Following the same rain event, the banks of the Red Cedar River washed out in places near the village’s wastewater treatment lagoons.

How much?

As for the cost, if all nine of the homeowners asked Ayres to do the application for a LOMA at one time, the total cost would be $2,200, or about $250 for each property, Goodwin said.

If the homeowners asked Ayres to apply for the LOMA separately, the cost would be about $600 each, he said.

“It’s an economy of scale … we could write one contract with the village and one invoice for $2,200,” Goodwin said.

If done separately, the total cost for the nine LOMA applications would be $5,400.

As for those properties that require fill to raise the elevation, the cost for another survey and the LOMA application might be around $1,000, Goodwin said.

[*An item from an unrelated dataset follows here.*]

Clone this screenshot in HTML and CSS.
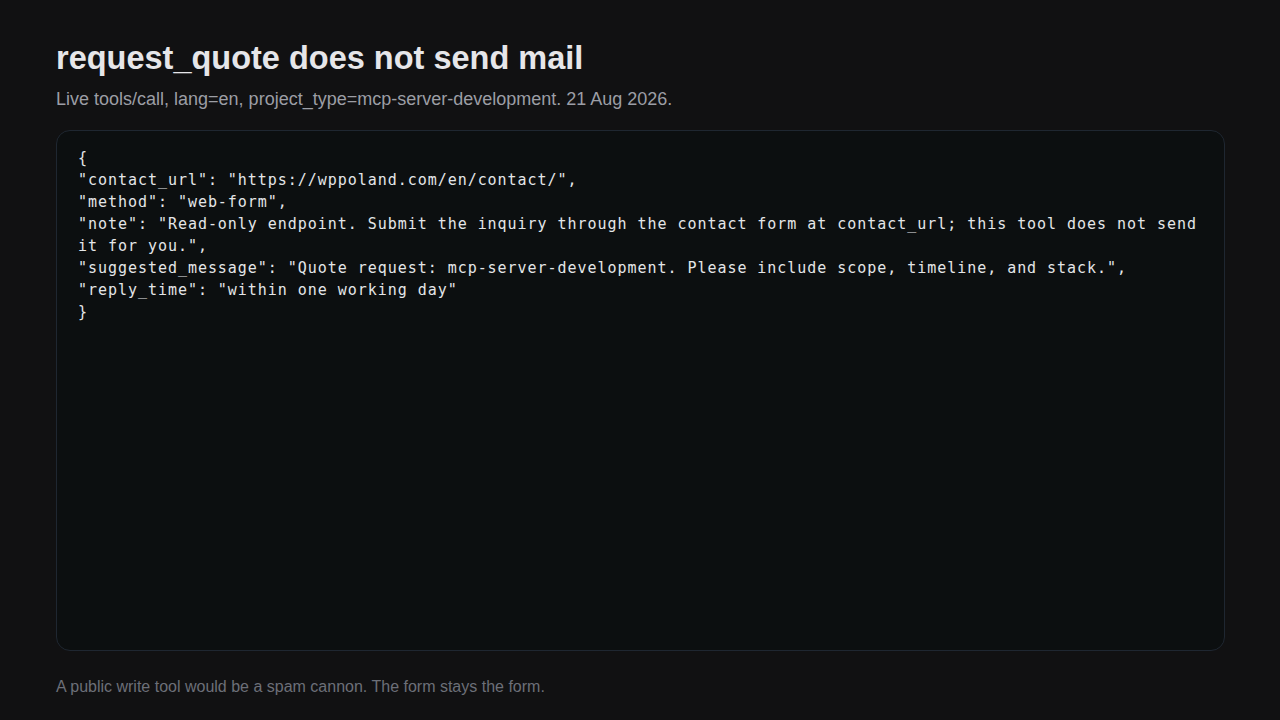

After the application is submitted to FEMA, a Letter of Map Amendment would be issued in about six to eight weeks, he said.

Money back

One homeowner wondered about obtaining reimbursement from the federal government for flood insurance that has been paid since the time the new FEMA map was issued and the properties were officially considered to be in the floodplain.

Goodwin said that after the LOMA is issued, there is a process for FEMA to reimburse homeowners for flood insurance that they have already paid.

The Colfax Village Board officially adopted the new floodplain ordinance a year ago, in January of 2012, but not because board members agreed with the boundaries of the floodplain.

The village board was required to create a new floodplain ordinance before the floodplain designation could be challenged and changed.


At the July 23 meeting last summer, the Colfax Village Board approved paying 80 percent of the cost of attempting to remove properties from the floodplain while the homeowners would share in 20 percent of the cost.

Previous estimates given to the village board indicated that the cost for ground elevations and verifying the Flood Insurance Study (FIS) cross section elevations would be $4,000.

The cost to revise the floodplain model and submit it to FEMA and the state Department of Natural Resources would be around $9,000. FEMA would review the updated map for a fee of $5,000.

The Colfax Village Board is expected to take action on a contract with Ayres for the Letter of Map Amendment applications at the January 28 meeting.

Goodwin provided a LOMA application and a packet of detailed instructions to the homeowners attending the meeting.

Property owners can fill out the applications themselves and submit them to FEMA if they are so inclined to tackle the job.